Defeated, Biddle prepared to depart. As he stepped from a Japanese junk onto his own captains barge, a Japanese sailor shoved him, sending him sprawling to the bottom of his own boat. Japanese officers feigned shock at the disrespect but simply looked on.

Two years later, the United States and Japan would meet again. In June 1848, sixteen American sailors on the whaler Lagoda jumped ship off the coast of Japan to escape the treatment of a cruel captain. Staggering ashore on Japanese soil, they quickly realized that they had jumped from the frying pan into the fire. The Japanese arrested and imprisoned them. Close confinement was their fate, and they were forced to humiliate themselves by desecrating a Christian cross and crucifixes.

Eight months later, Captain James Glynn mounted a rescue expedition to liberate the captives. On board his sixteen-gun sloop, USS Preble, Glynn sailed into Japanese waters and was greeted with the now-familiar unwelcoming party of warriors signaling him to turn and leave. Undaunted, Preble bowled through the Japanese boats like a rampaging bull and beat them to a more favorable anchorage near the shoreline.

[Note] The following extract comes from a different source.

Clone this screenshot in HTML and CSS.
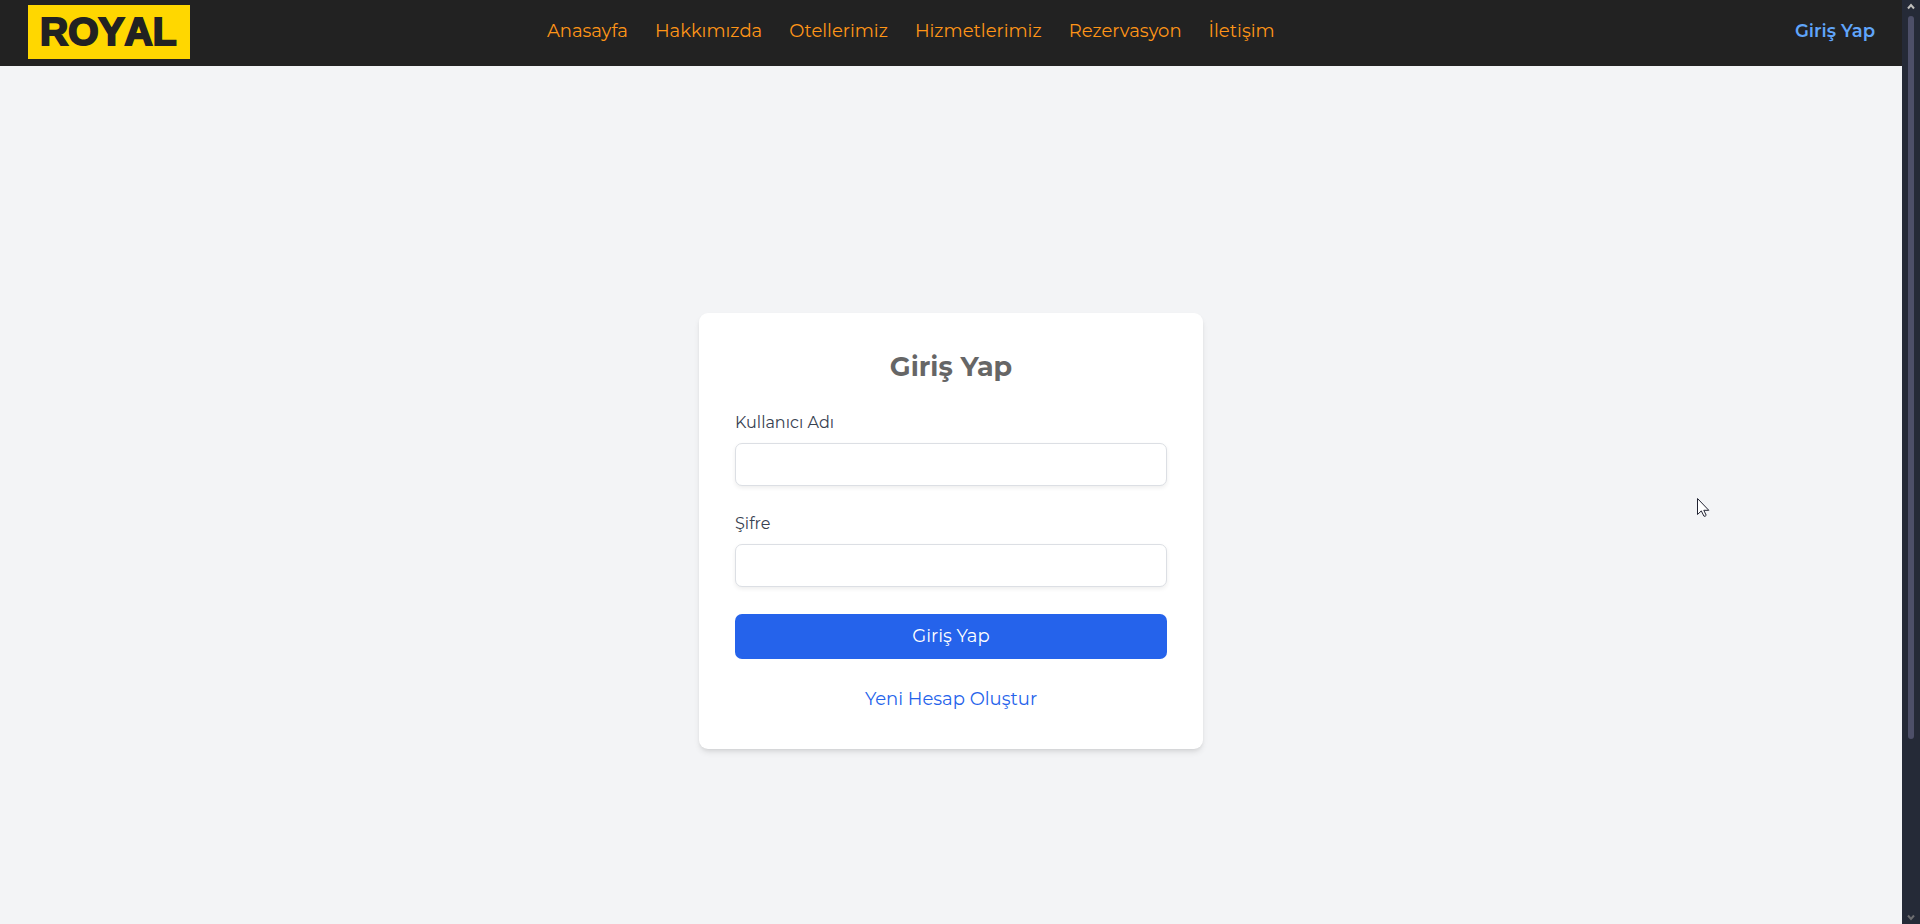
FILE: index.html
```html
<!DOCTYPE html>
<html lang="tr">
<head>
<meta charset="utf-8">
<meta name="viewport" content="width=device-width, initial-scale=1">
<title>Royal</title>
<link rel="stylesheet" href="styles.css">
</head>
<body>
<div class="page">
  <header class="navbar">
    <a class="logo" href="#">ROYAL</a>
    <nav class="menu">
      <a href="#">Anasayfa</a>
      <a href="#">Hakkımızda</a>
      <a href="#">Otellerimiz</a>
      <a href="#">Hizmetlerimiz</a>
      <a href="#">Rezervasyon</a>
      <a href="#">İletişim</a>
    </nav>
    <div class="account"><a href="#">Giriş Yap</a></div>
  </header>
  <main class="main">
    <form class="card">
      <h1 class="title">Giriş Yap</h1>
      <div class="field">
        <label for="username">Kullanıcı Adı</label>
        <input id="username" type="text">
      </div>
      <div class="field">
        <label for="password">Şifre</label>
        <input id="password" type="password">
      </div>
      <button class="submit" type="submit">Giriş Yap</button>
      <a class="register" href="#">Yeni Hesap Oluştur</a>
    </form>
  </main>
</div>
<div class="scrollbar" aria-hidden="true">
  <svg class="arrow arrow-up" width="8" height="7" viewBox="0 0 8 7"><path d="M1 5.5 4 2l3 3.5"/></svg>
  <div class="track"><div class="thumb"></div></div>
  <svg class="arrow arrow-down" width="8" height="7" viewBox="0 0 8 7"><path d="M1 1.5 4 5l3-3.5"/></svg>
</div>
<svg class="pointer" width="13" height="20" viewBox="0 0 13 20" aria-hidden="true"><path d="M.5.5v16l3.8-3.6 2.6 5.2q1.200 .8 2.300-.8L6.800 12.300h5Z"/></svg>
</body>
</html>
```
FILE: styles.css
```css
* { box-sizing: border-box; }

body {
  display: flex;
  height: 100vh;
  margin: 0;
  overflow: hidden;
  background: #f3f4f6;
  font-family: Montserrat, Inter, "Noto Sans", sans-serif;
  font-size: 18px;
  line-height: 27px;
}

a { text-decoration: none; }

.page {
  flex: 1;
  min-width: 0;
  overflow: hidden;
}

.navbar {
  display: flex;
  align-items: center;
  justify-content: space-between;
  padding: 5px 27px 7px 28px;
  background: #222;
}

.logo {
  padding: 0 13px 0 12px;
  background: #ffd700;
  color: #222;
  font: bold 39px/54px "Liberation Sans", Arial, sans-serif;
  font-kerning: none;
  -webkit-text-stroke: 2px #222;
}

.menu {
  display: flex;
  gap: 27px;
  padding-bottom: 1px;
}

.menu a { color: #ff9517; }

.account {
  min-width: 243px;
  padding-bottom: 1px;
  text-align: right;
}

.account a {
  color: #60a5fa;
  font-weight: 600;
}

.main {
  display: flex;
  align-items: center;
  justify-content: center;
  min-height: 100vh;
  padding-top: 6px;
}

.card {
  display: flex;
  flex-direction: column;
  gap: 27px;
  width: 100%;
  max-width: 504px;
  padding: 36px;
  border-radius: 9px;
  background: #fff;
  box-shadow: 0 4px 6px -1px rgba(0, 0, 0, .1), 0 2px 4px -2px rgba(0, 0, 0, .1);
}

.title {
  margin: 0;
  color: #666;
  font-size: 27px;
  font-weight: 700;
  line-height: 36px;
  text-align: center;
}

.field {
  display: flex;
  flex-direction: column;
  gap: 9px;
}

.field label {
  color: #374151;
  font-size: 16px;
  line-height: 22px;
}

.field input {
  width: 100%;
  height: 43px;
  padding: 9px 14px;
  border: 1px solid #dcdfe4;
  border-radius: 7px;
  background: #fff;
  box-shadow: 0 2px 4px rgba(0, 0, 0, .07);
  font: inherit;
}

.submit {
  padding: 9px 18px;
  border: 0;
  border-radius: 7px;
  background: #2563eb;
  color: #fff;
  font: inherit;
}

.register {
  color: #2563eb;
  text-align: center;
}

.scrollbar {
  display: flex;
  flex-direction: column;
  align-items: center;
  width: 18px;
  padding: 3px 0;
  background: #252a37;
}

.arrow {
  fill: none;
  stroke: #c0bfbd;
  stroke-width: 2;
}

.arrow-down { stroke: #6d6d70; }

.track {
  flex: 1;
  padding: 6px 0;
}

.thumb {
  width: 6px;
  height: 81%;
  border-radius: 3px;
  background: #4d4f68;
}

.pointer {
  position: absolute;
  top: 498px;
  left: 1697px;
  fill: #fff;
  stroke: #222433;
}
```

When the outraged Japanese finally caught up to him, they disembarked and mounted the high ground overlooking the bay, which bristled with sixty cannons. As they trained the guns on Preble, Captain Glynn was unimpressed. He stood tall on his deck and with his booming voice demanded the release of the imprisoned Americans.

The Japanese scoffed and reminded Glynn of the humiliation they had inflicted on the proud Commodore Biddle. Glynn was not to be pushed around, and from his lofty perch, he hurled insults and invectives back at them. The bravado seemed to stun those within the sound of his voice. Seizing on their momentary disorientation, Glynn forcefully demanded the prisoners release and proclaimed that the United States had not only the power to protect its citizens but the will to use it.

All beheld the stunning scene. The moments passed slowly, and then the prisoners, one by one, surrounded by their guards, made their way down the winding hill toward Glynn. The triumphant American captain postured on the deck of his sloop and sailed away homeward with his crew.